A Sketch of My Life Story:
Kashyapa Yapa was born in Sri Lanka in 1959, second in the family of five. His schoolteacher parents emphasized their sons that only the education assures one’s future. A brilliant student in school, Kashyapa graduated as a Civil Engineer from the University of Peradeniya in Sri Lanka in 1981.
Currently, he conducts research for a book, comparing indigenous engineering techniques against the modern practice, in the context of socioeconomic and environmental impacts of public civil works. This research, which he began in 1993 simultaneously with a tour of the American continent, germinated from a seed of doubt that remained with him since his first years of engineering practice in Sri Lanka.
During the first 4 years after graduation, he worked in the Mahaweli Project, the largest energy and irrigation project ever undertaken in Sri Lanka. Specifically, he was involved in the construction of the Minipe Transbasin Canal and the Ulhitiya-Manampitiya highway, where he gained a lot of experience in modern construction techniques. More than that, he witnessed many instances where the country’s precious little economic resources were wasted: highly mechanized modes of construction took no account of the acute unemployment of Sri Lanka; neither did they, nor the project designs, consider using cheaper, locally available materials.
Why Sri Lanka, a country famous for many ancient water control systems, including the oldest reservoir in the world, should clone Western engineering designs totally alien to the tropics, thought the young engineer. Yet, he could not put forth the question openly because his university education never trained him to appreciate local technical knowledge. However, he kept questioning the validity of Western engineering and inclined to look for techniques more adequate and appropriate for local socioeconomic and environmental conditions.
His post graduate work in the United States of America gave him the opportunity to study in depth the fundamentals of engineering and taught him how to modify those to suit different environments, rather than transplanting the same technique everywhere. The Ph.D. in Geotechnical Engineering he obtained at UC Berkeley increased his confidence in criticizing the socio-environmental incompatibility of many modern techniques, applied blindly even in the United States.

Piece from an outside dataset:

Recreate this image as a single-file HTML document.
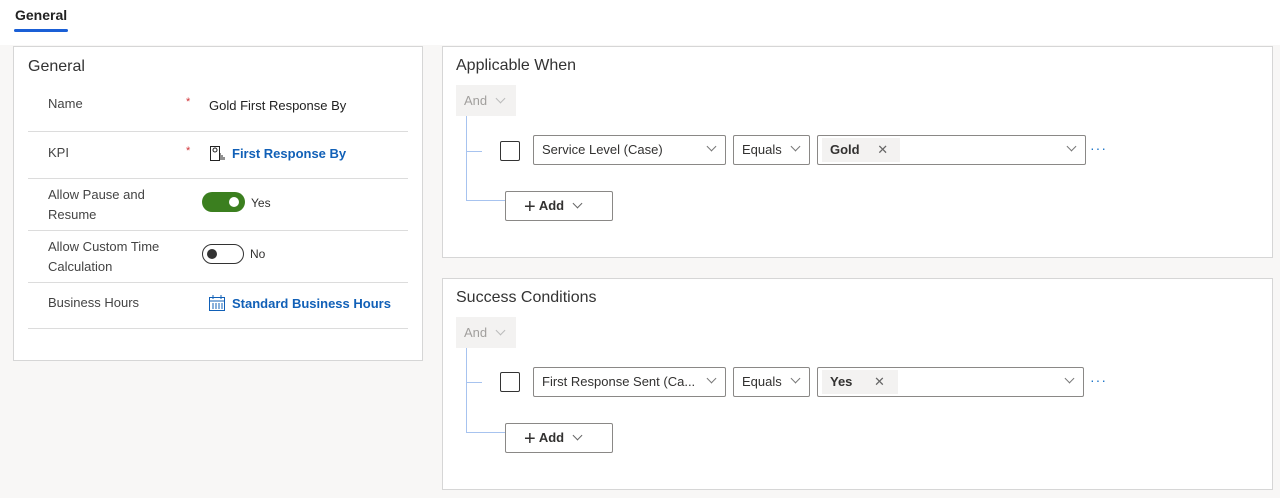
<!DOCTYPE html>
<html><head><meta charset="utf-8"><style>
*{box-sizing:border-box;margin:0;padding:0}
body{width:1280px;height:498px;background:#f8f7f6;font-family:"Liberation Sans",Arial,sans-serif;color:#323130;position:relative;overflow:hidden;font-size:13px}
.a{position:absolute}
.top{left:0;top:0;width:1280px;height:45px;background:#fff}
.card{background:#fff;border:1px solid #d6d6d6}
.lbl{font-size:13px;color:#444}
.hr{height:1px;background:#dcdcdc}
.star{color:#d13438;font-size:11px}
.link{color:#1160b7;font-weight:bold;font-size:13px}
.box{border:1px solid #8a8886;background:#fff;height:30px;border-radius:2px;font-size:13px;padding:0 8px;line-height:28px}
.chev{position:absolute;right:10px;top:7px;width:7px;height:7px;border-right:1px solid #777;border-bottom:1px solid #777;transform:rotate(45deg)}
</style></head><body>
<div class="a top"></div>
<div class="a" style="left:15px;top:7px;font-size:14px;font-weight:bold;color:#222">General</div>
<div class="a" style="left:14px;top:29px;width:54px;height:3px;background:#1a5fd6;border-radius:2px"></div>

<div class="a card" style="left:13px;top:46px;width:410px;height:315px"></div>
<div class="a" style="left:28px;top:58px;font-size:16px;color:#333">General</div>
<div class="a lbl" style="left:48px;top:96px">Name</div>
<div class="a star" style="left:186px;top:96px">*</div>
<div class="a" style="left:209px;top:98px;font-size:13px;color:#222">Gold First Response By</div>
<div class="a hr" style="top:131px;left:28px;width:380px"></div>
<div class="a lbl" style="left:48px;top:145px">KPI</div>
<div class="a star" style="left:186px;top:145px">*</div>
<svg class="a" style="left:209px;top:145px" width="17" height="17" viewBox="0 0 17 17" fill="none" stroke="#222" stroke-width="1"><rect x="1.5" y="1.5" width="9" height="14"/><circle cx="6" cy="5" r="2"/><path d="M11 8v7M13 10v5M15 12v3"/></svg>
<div class="a link" style="left:232px;top:146px">First Response By</div>
<div class="a hr" style="top:178px;left:28px;width:380px"></div>
<div class="a lbl" style="left:48px;top:185px;line-height:20px">Allow Pause and<br>Resume</div>
<div class="a" style="left:202px;top:192px;width:43px;height:20px;background:#3b7f1f;border-radius:10px"></div>
<div class="a" style="left:229px;top:197px;width:10px;height:10px;background:#fff;border-radius:50%"></div>
<div class="a" style="left:251px;top:196px;font-size:12px">Yes</div>
<div class="a hr" style="top:230px;left:28px;width:380px"></div>
<div class="a lbl" style="left:48px;top:237px;line-height:20px">Allow Custom Time<br>Calculation</div>
<div class="a" style="left:202px;top:244px;width:42px;height:20px;border:1.5px solid #333;border-radius:10px"></div>
<div class="a" style="left:207px;top:249px;width:10px;height:10px;background:#333;border-radius:50%"></div>
<div class="a" style="left:250px;top:247px;font-size:12px">No</div>
<div class="a hr" style="top:282px;left:28px;width:380px"></div>
<div class="a lbl" style="left:48px;top:295px">Business Hours</div>
<svg class="a" style="left:209px;top:295px" width="16" height="16" viewBox="0 0 16 16" fill="none" stroke="#1160b7" stroke-width="1"><rect x="0.5" y="2.5" width="15" height="13"/><path d="M0.5 6h15M4 0v4M12 0v4M4 8v6M7 8v6M10 8v6M13 8v6"/></svg>
<div class="a link" style="left:232px;top:296px">Standard Business Hours</div>
<div class="a hr" style="top:328px;left:28px;width:380px"></div>

<div class="a card" style="left:442px;top:46px;width:831px;height:212px"></div>
<div class="a card" style="left:442px;top:278px;width:831px;height:212px"></div>

<div class="a" style="left:456px;top:57px;font-size:16px;color:#333">Applicable When</div>
<div class="a" style="left:456px;top:289px;font-size:16px;color:#333">Success Conditions</div>

<div class="a" style="left:456px;top:85px;width:60px;height:31px;background:#f3f2f1;color:#a19f9d;font-size:13px;line-height:31px;padding-left:8px">And <span style="display:inline-block;width:7px;height:7px;border-right:1px solid #bbb;border-bottom:1px solid #bbb;transform:rotate(45deg);margin:0 0 3px 6px"></span></div>
<div class="a" style="left:466px;top:116px;width:1px;height:85px;background:#a7c3ef"></div>
<div class="a" style="left:466px;top:151px;width:16px;height:1px;background:#a7c3ef"></div>
<div class="a" style="left:466px;top:200px;width:40px;height:1px;background:#a7c3ef"></div>
<div class="a" style="left:500px;top:141px;width:20px;height:20px;border:1px solid #333;border-radius:2px;background:#fff"></div>
<div class="a box" style="left:533px;top:135px;width:193px">Service Level (Case)<span class="chev"></span></div>
<div class="a box" style="left:733px;top:135px;width:77px">Equals<span class="chev"></span></div>
<div class="a box" style="left:817px;top:135px;width:269px;padding:0 4px"><span style="display:inline-block;background:#f3f2f1;height:24px;line-height:24px;margin-top:2px;width:78px;padding-left:8px;font-weight:bold;vertical-align:top">Gold <span style="font-weight:normal;color:#666;margin-left:14px">✕</span></span><span class="chev"></span></div>
<div class="a" style="left:1090px;top:140px;color:#1a73c7;font-size:14px;letter-spacing:1px">···</div>
<div class="a" style="left:505px;top:191px;width:108px;height:30px;border:1px solid #8a8886;background:#fff;border-radius:2px;font-size:13px;font-weight:bold;line-height:28px;padding-left:18px"><span style="font-weight:normal;font-size:20px;vertical-align:-3px">+</span> Add <span style="display:inline-block;width:7px;height:7px;border-right:1px solid #666;border-bottom:1px solid #666;transform:rotate(45deg);margin:0 0 3px 6px"></span></div>

<div class="a" style="left:456px;top:317px;width:60px;height:31px;background:#f3f2f1;color:#a19f9d;font-size:13px;line-height:31px;padding-left:8px">And <span style="display:inline-block;width:7px;height:7px;border-right:1px solid #bbb;border-bottom:1px solid #bbb;transform:rotate(45deg);margin:0 0 3px 6px"></span></div>
<div class="a" style="left:466px;top:348px;width:1px;height:85px;background:#a7c3ef"></div>
<div class="a" style="left:466px;top:382px;width:16px;height:1px;background:#a7c3ef"></div>
<div class="a" style="left:466px;top:432px;width:40px;height:1px;background:#a7c3ef"></div>
<div class="a" style="left:500px;top:372px;width:20px;height:20px;border:1px solid #333;border-radius:2px;background:#fff"></div>
<div class="a box" style="left:533px;top:367px;width:193px">First Response Sent (Ca...<span class="chev"></span></div>
<div class="a box" style="left:733px;top:367px;width:77px">Equals<span class="chev"></span></div>
<div class="a box" style="left:817px;top:367px;width:267px;padding:0 4px"><span style="display:inline-block;background:#f3f2f1;height:24px;line-height:24px;margin-top:2px;width:76px;padding-left:8px;font-weight:bold;vertical-align:top">Yes <span style="font-weight:normal;color:#666;margin-left:18px">✕</span></span><span class="chev"></span></div>
<div class="a" style="left:1090px;top:372px;color:#1a73c7;font-size:14px;letter-spacing:1px">···</div>
<div class="a" style="left:505px;top:423px;width:108px;height:30px;border:1px solid #8a8886;background:#fff;border-radius:2px;font-size:13px;font-weight:bold;line-height:28px;padding-left:18px"><span style="font-weight:normal;font-size:20px;vertical-align:-3px">+</span> Add <span style="display:inline-block;width:7px;height:7px;border-right:1px solid #666;border-bottom:1px solid #666;transform:rotate(45deg);margin:0 0 3px 6px"></span></div>
</body></html>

In 1993, having completed his studies, Kashyapa began a tour of the American continent, especially to be familiar with the Latin culture. To his horror, he discovered that the practice of civil engineering there differs little from that of Sri Lanka: a practice completely divorced from the local conditions. He began investigating and documenting the disastrous impacts brought about by such “development” projects. In the Americas, in contrast to Sri Lanka, a large collection of investigations exists about pre-colonial public works, especially about how they modified the nature for their survival, without trying to “conquer” it. This information provided a sound base for his investigation- the use of millennia-long indigenous technical experience as the solution for the failures of modern engineering, which will come to light in near future in the form of a book.
During his American tour, apart from this investigation, he collaborates voluntarily with the indigenous and the campesinos, with the aim of learning first hand, to what level they still utilize prehispanic techniques in their daily living. He shares with them the basic technical knowledge needed to modify the ancient practices so that they themselves can build and maintain their modern agricultural and communal infrastructure. It instills in them a profound pride about their roots, raises their self-esteem and helps them unite in their constant struggle to gain political power and self-sufficiency.